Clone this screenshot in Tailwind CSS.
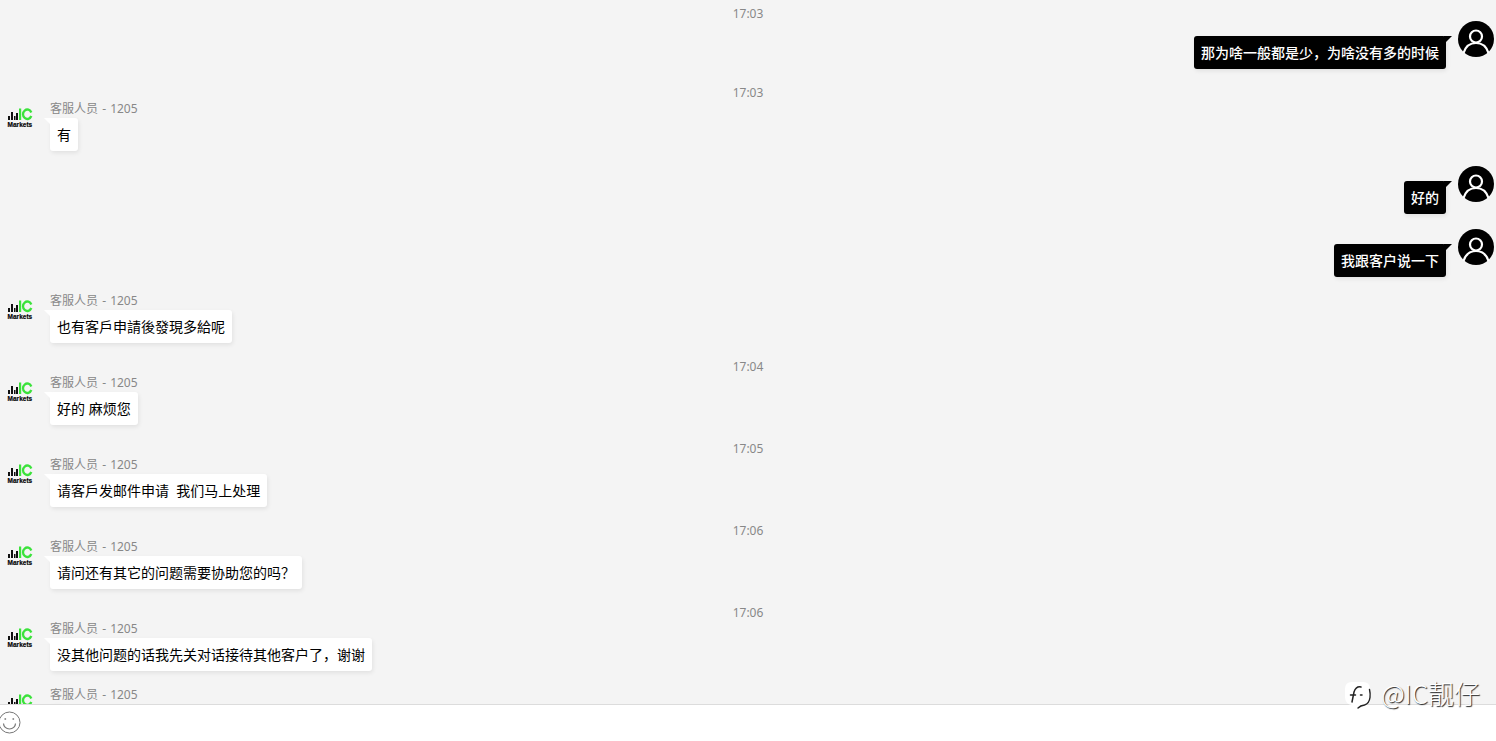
<!DOCTYPE html>
<html lang="zh-CN">
<head>
    <meta charset="UTF-8">
    <meta name="viewport" content="width=device-width, initial-scale=1.0">
    <title>在线客服</title>
    <script src="https://cdn.jsdelivr.net/npm/@tailwindcss/browser@4"></script>
</head>
<body class="font-['Noto_Sans','Noto_Sans_CJK_SC',sans-serif]">
    <!-- 共用图标 -->
    <svg class="hidden">
        <symbol id="logo" viewBox="0 0 26 22">
            <path d="M1 9h2v4H1zM4 5h2v8H4zM7 9h1.500v4H7zM9 6h2v7H9z" fill="#111"/>
            <path d="M12 1.500h2.200V13H12z" fill="#3be23b"/>
            <path d="M24.300 5.500A4.300 4.700 0 1 0 24.300 9" fill="none" stroke="#3be23b" stroke-width="2.300"/>
            <text x=".6" y="20" font-family="Liberation Sans, sans-serif" font-size="6.500" font-weight="bold" fill="#000" stroke="#000" stroke-width=".15">Markets</text>
        </symbol>
        <symbol id="user" viewBox="0 0 36 36">
            <circle cx="18" cy="18" r="18" fill="#000"/>
            <circle cx="18" cy="15.500" r="6" fill="none" stroke="#fff" stroke-width="2.200"/>
            <path d="M5.500 32C7.500 25.500 12 22 18 22S28.500 25.500 30.500 32" fill="none" stroke="#fff" stroke-width="2.200"/>
        </symbol>
    </svg>

    <div class="relative flex h-screen flex-col bg-white">
        <main id="messages" class="flex-1 overflow-hidden bg-[#f4f4f4] pt-[5px] text-sm"></main>

        <footer class="flex h-[37px] shrink-0 items-start border-t border-[#dcdcdc] bg-white pt-1.5">
            <button type="button" aria-label="表情" class="-ml-0.5">
                <svg class="size-[23px]" viewBox="0 0 23 23" fill="none" stroke="#777">
                    <circle cx="11.500" cy="11.500" r="10.500"/>
                    <path d="M5.500 12.500a6 5.500 0 0 0 12 0" stroke-width="1.200"/>
                    <path d="M6.500 8h1.600M14.500 8h1.600" stroke-width="1.600"/>
                </svg>
            </button>
            <textarea aria-label="输入消息" class="h-7 flex-1 resize-none outline-none"></textarea>
        </footer>

        <!-- 水印 -->
        <div class="pointer-events-none absolute right-4 bottom-[30px] flex items-center gap-2 font-['Noto_Sans_CJK_SC',sans-serif] text-[26px] leading-9 font-light text-white [text-shadow:1px_1px_1px_#222]">
            <svg class="mt-1 size-[30px]" viewBox="0 0 30 30" fill="none" stroke-linecap="round">
                <path d="M9 2h11q7 0 7 7v9q-1 6-6 7l-5 3 1-3H9q-7-1-7-8V9q0-7 7-7z" fill="#fff"/>
                <path d="M18 7q-5-1-7 5L9 22M7.500 15h5M17.500 15h1.500" stroke="#222" stroke-width="1.500"/>
                <path d="M26.500 9.500q1 4 .5 8-.8 6-5.500 7.500-4 .5-6.500 3" stroke="#222" stroke-width="1.400"/>
            </svg>
            <span>@IC靓仔</span>
        </div>
    </div>

    <template id="time-row">
        <time class="block h-4 text-center text-xs leading-[18px] text-[#888]"></time>
    </template>
    <template id="agent-row">
        <div class="flex items-start gap-[17px] pb-[15px] pl-[7px]">
            <svg class="mt-[7px] h-[22px] w-[26px] shrink-0"><use href="#logo"/></svg>
            <div>
                <div class="flex gap-px text-xs leading-[18px] text-[#888]">
                    <span>客服人员</span><span class="whitespace-pre"> - </span><span>1205</span>
                </div>
                <div class="relative w-fit rounded-[3px] bg-white p-[7px] leading-[19px] text-black shadow-[1px_2px_4px_rgba(0,0,0,0.08)]">
                    <i class="absolute top-0 -left-1.5 size-2 bg-white [clip-path:polygon(0_0,100%_0,100%_100%)]"></i>
                    <p class="whitespace-pre"></p>
                </div>
            </div>
        </div>
    </template>
    <template id="user-row">
        <div class="flex items-start justify-end gap-3 pr-0.5 pb-[15px]">
            <div class="relative mt-[15px] rounded-[3px] bg-black p-[7px] leading-[19px] font-medium text-white shadow-[1px_2px_4px_rgba(0,0,0,0.08)]">
                <i class="absolute top-0 -right-1.5 size-2 bg-black [clip-path:polygon(0_0,100%_0,0_100%)]"></i>
                <p class="whitespace-pre"></p>
            </div>
            <svg class="size-9 shrink-0"><use href="#user"/></svg>
        </div>
    </template>

    <script>
        const messages = [
            ['time', '17:03'],
            ['user', '那为啥一般都是少，为啥没有多的时候'],
            ['time', '17:03'],
            ['agent', '有'],
            ['user', '好的'],
            ['user', '我跟客户说一下'],
            ['agent', '也有客戶申請後發現多給呢'],
            ['time', '17:04'],
            ['agent', '好的 麻烦您'],
            ['time', '17:05'],
            ['agent', '请客戶发邮件申请  我们马上处理'],
            ['time', '17:06'],
            ['agent', '请问还有其它的问题需要协助您的吗？'],
            ['time', '17:06'],
            ['agent', '没其他问题的话我先关对话接待其他客户了，谢谢'],
            ['agent', '']
        ];

        const list = document.getElementById('messages');
        messages.forEach(([type, text]) => {
            const row = document.getElementById(type + '-row').content.cloneNode(true);
            row.querySelector('time, p').textContent = text;
            list.appendChild(row);
        });
    </script>
</body>
</html>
========================================
(The task): Copy nothing but the lines from the first one in the listing through the line with "overflow-hidden bg-[#f4f4f4] pt-[5px]", and omit the pictures.

(Output for this task):
Clone this screenshot in Tailwind CSS.
<!DOCTYPE html>
<html lang="zh-CN">
<head>
    <meta charset="UTF-8">
    <meta name="viewport" content="width=device-width, initial-scale=1.0">
    <title>在线客服</title>
    <script src="https://cdn.jsdelivr.net/npm/@tailwindcss/browser@4"></script>
</head>
<body class="font-['Noto_Sans','Noto_Sans_CJK_SC',sans-serif]">
    <!-- 共用图标 -->
    <svg class="hidden">
        <symbol id="logo" viewBox="0 0 26 22">
            <path d="M1 9h2v4H1zM4 5h2v8H4zM7 9h1.500v4H7zM9 6h2v7H9z" fill="#111"/>
            <path d="M12 1.500h2.200V13H12z" fill="#3be23b"/>
            <path d="M24.300 5.500A4.300 4.700 0 1 0 24.300 9" fill="none" stroke="#3be23b" stroke-width="2.300"/>
            <text x=".6" y="20" font-family="Liberation Sans, sans-serif" font-size="6.500" font-weight="bold" fill="#000" stroke="#000" stroke-width=".15">Markets</text>
        </symbol>
        <symbol id="user" viewBox="0 0 36 36">
            <circle cx="18" cy="18" r="18" fill="#000"/>
            <circle cx="18" cy="15.500" r="6" fill="none" stroke="#fff" stroke-width="2.200"/>
            <path d="M5.500 32C7.500 25.500 12 22 18 22S28.500 25.500 30.500 32" fill="none" stroke="#fff" stroke-width="2.200"/>
        </symbol>
    </svg>

    <div class="relative flex h-screen flex-col bg-white">
        <main id="messages" class="flex-1 overflow-hidden bg-[#f4f4f4] pt-[5px] text-sm"></main>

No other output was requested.